Começando por estes, a chamada (abusivamente) Europa demonstra exemplarmente como tal acontece. Como resposta «de classe», capitalista, com as resistências internas (à classe), e as da luta de classes nessa frente, foi-se adaptando, de alargamento em alargamento, de mercado interno em moeda única, de intenções (afirmadas) de coesão em periferias sempre mais desiguais, de assimetria em mais assimetrias, de aliciamento para créditos em endividamentos falaciosos, de desnorte em «des-Sul» a colonizar. De estratégia de Lisboa em Tratado de Lisboa, de Tratado de Lisboa em não-se-sabe-o-quê.
 
Sempre criando espectros e deles não se soltando. Somando-os.
 
O euro (meio estratégico para uma «certa» Europa central) transformou-se num espectro para «outra» Europa periférica, com ricochete para o centro porque isto anda tudo ligado.

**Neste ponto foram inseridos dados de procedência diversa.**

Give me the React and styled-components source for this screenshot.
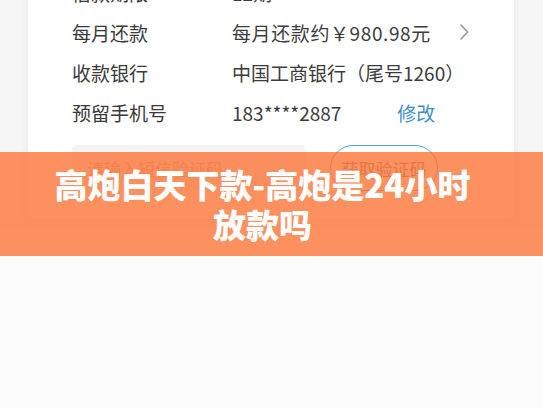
import React from 'react'
import styled, { createGlobalStyle } from 'styled-components'

const Global = createGlobalStyle`
  html, body { margin: 0; padding: 0; background: #fcfcfc; }
  body { font-family: "Noto Sans CJK SC", "Noto Sans", sans-serif; }
`

const Page = styled.div`
  position: relative;
  width: 543px;
  height: 408px;
  overflow: hidden;
  background: #fcfcfc;
`

const Screen = styled.div`
  background: #f6f6f6;
  height: 256px;
  padding: 0 29px 0 28px;
  box-sizing: border-box;
`

const Card = styled.div`
  margin-top: -28px;
  background: #fff;
  border-radius: 0 0 8px 8px;
  box-shadow: 0 0 10px rgba(0, 0, 0, 0.06);
  padding: 0 0 28px 44px;
`

const Row = styled.div`
  display: flex;
  align-items: center;
  height: 40px;
`

const Label = styled.div`
  width: 160px;
  font-size: 19px;
  color: #3a3a3a;
`

const Value = styled.div`
  flex: 1;
  display: flex;
  align-items: center;
  font-size: 19px;
  color: #3c3c3c;
`

const Wide = styled.span`
  letter-spacing: 0.6px;
`

const Link = styled.span`
  margin-left: 56px;
  color: #3d8fcc;
`

const Chevron = styled.svg`
  margin-left: auto;
  margin-right: 45px;
`

const CodeRow = styled.div`
  display: flex;
  align-items: center;
  margin-top: 13px;
  height: 46px;
`

const Input = styled.div`
  width: 218px;
  height: 46px;
  background: #f4f4f4;
  border-radius: 4px;
  display: flex;
  align-items: center;
  padding-left: 15px;
  font-size: 17px;
  color: #b0b0b0;
`

const CodeButton = styled.div`
  margin-left: 25px;
  width: 106px;
  height: 44px;
  border: 1.5px solid #4a9fd5;
  border-radius: 23px;
  display: flex;
  align-items: center;
  justify-content: center;
  font-size: 17px;
  color: #707070;
`

const Banner = styled.div`
  position: absolute;
  left: 0;
  right: 0;
  top: 152px;
  height: 104px;
  padding-right: 18px;
  background: rgba(253, 120, 60, 0.82);
  display: flex;
  flex-direction: column;
  align-items: center;
  justify-content: center;
  text-align: center;
`

const TitleLine = styled.div`
  font-size: 33px;
  line-height: 40px;
  font-weight: 900;
  color: #fff;
  white-space: nowrap;
`

const rows = [
  { label: '借款期限', value: '12期' },
  { label: '每月还款', value: '每月还款约￥980.98元', chevron: true, wide: true },
  { label: '收款银行', value: '中国工商银行（尾号1260）' },
  { label: '预留手机号', value: '183****2887', link: '修改' },
]

const App = () => {
  return (
    <Page>
      <Global />
      <Screen>
        <Card>
          {rows.map((r) => (
            <Row key={r.label}>
              <Label>{r.label}</Label>
              <Value>
                {r.wide ? <Wide>{r.value}</Wide> : r.value}
                {r.link && <Link>{r.link}</Link>}
                {r.chevron && (
                  <Chevron width="10" height="18" viewBox="0 0 10 18">
                    <path d="M1.5 1.5 L8.5 9 L1.5 16.5" fill="none" stroke="#9a9a9a" strokeWidth="1.6" />
                  </Chevron>
                )}
              </Value>
            </Row>
          ))}
          <CodeRow>
            <Input>请输入短信验证码</Input>
            <CodeButton>获取验证码</CodeButton>
          </CodeRow>
        </Card>
      </Screen>
      <Banner>
        <TitleLine>高炮白天下款-高炮是24小时</TitleLine>
        <TitleLine>放款吗</TitleLine>
      </Banner>
    </Page>
  )
}

export default App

Do capitalismo monopolista de Estado passou-se a mecanismos transnacionais, do capital financeiro hegemónico à especulação, sem que os monopólios tenham desaparecido (nem os estados de que se servem), sem que a financeirização e a especulação tenham abolido a necessidade do financiamento da economia.
 
É o estertor da besta!


O espectro que anda por aí, com BI desde 1848


O outro espectro, o original, identificado desde esse ano simbólico de 1848, nascido no ventre da besta e dela separado para ser o seu coveiro, vive e luta, certo de que a besta no seu estertor não se fina pacificamente.

O funcionamento inevitável e não humanizável do capitalismo, as contratendências que procura e os expedientes que inventa para confrontar leis, podem levar a actos tresloucados, para os quais se foram criando condições.

O armamento e o militarismo juntam-se à necessidade de destruição das forças produtivas como saídas temporárias para as crises, com o enorme risco que advém do seu crescente poder de tudo arrasar.
 
Só o espectro chamado comunismo, esse que anda por aí com a sua luta, com a sua teoria e a sua prática, aliando-se a outros e outras que, não sendo ou não querendo ser parte do que ele é, também temem e combatem a besta, pode encontrar saída para o caminho de desastre, e ir criando as condições para o começo da História.